The Fayette County Engineer’s Office began a paving project this week five years in the making.
County Engineer Steve Luebbe said Thursday that he and his office have been working for five years to repave Old Springfield Road and Washington Waterloo Road.
“We just started our big project for the year, the Old Springfield and Washington Waterloo resurfacing project,” Luebbe said. “We did get federal grant money for that, which is difficult to do because they don’t really like spending money on paving. We applied for that grant about five years ago.”
Luebbe said the entire project costs about $1.6 million and will include an entire resurfacing of Old Springfield Road and almost all of Washington Waterloo Road. What makes the project even more special are the materials being used to resurface the roads, including an “asphalt rejuvenator” on Old Springfield, which should increase the longevity of the road by 25 percent at an additional cost of only about 15 percent.
“It is about a 12-mile project and includes all of the striping and other work,” Luebbe said. “We use the rejuvenator on some of our more heavily traveled roads, and we really think the price for the increase in life for the roads is very worth it.

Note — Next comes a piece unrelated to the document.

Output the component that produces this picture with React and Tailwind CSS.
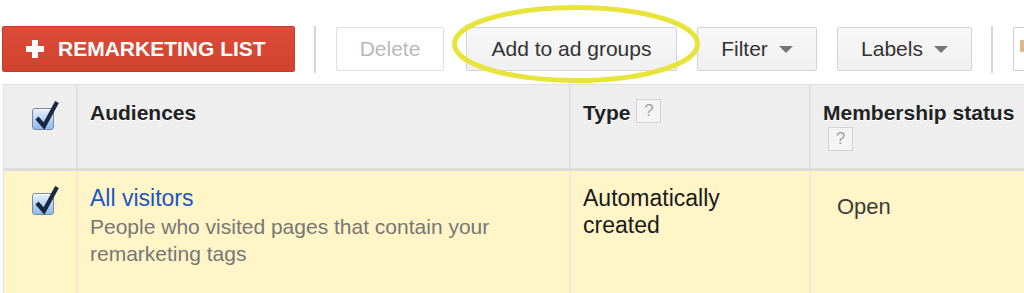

We are doing something different this year that we have never done though to Washington Waterloo Road, we are actually adding Aramid fibers.”
According to Luebbe, years ago they started adding fibers to concrete to increase the longevity of the product. This process has started happening to asphalt as well, but Luebbe said a lot of it is in the testing phase. He said he is certain that these fibers have value for the county, and considering the project is being 80 percent federally funded he thought it would be the best situation to test it out.
“We think it is money well spent to put fibers in our mix and see what kind of longevity we can get out of it,” Luebbe said. “It adds about 15 percent to the cost of the asphalt, but again we are hoping to see more than just an increase of 15 percent in the life span, so we are going to try it. There are other counties and municipalities that are also trying this, and there have been all sorts of research projects over the country. They have success with these kind of fibers. Others have been tested that are less successful, but these seem more promising because they can take the high heat.”
Luebbe said the project — which started Monday — should be finished within the month.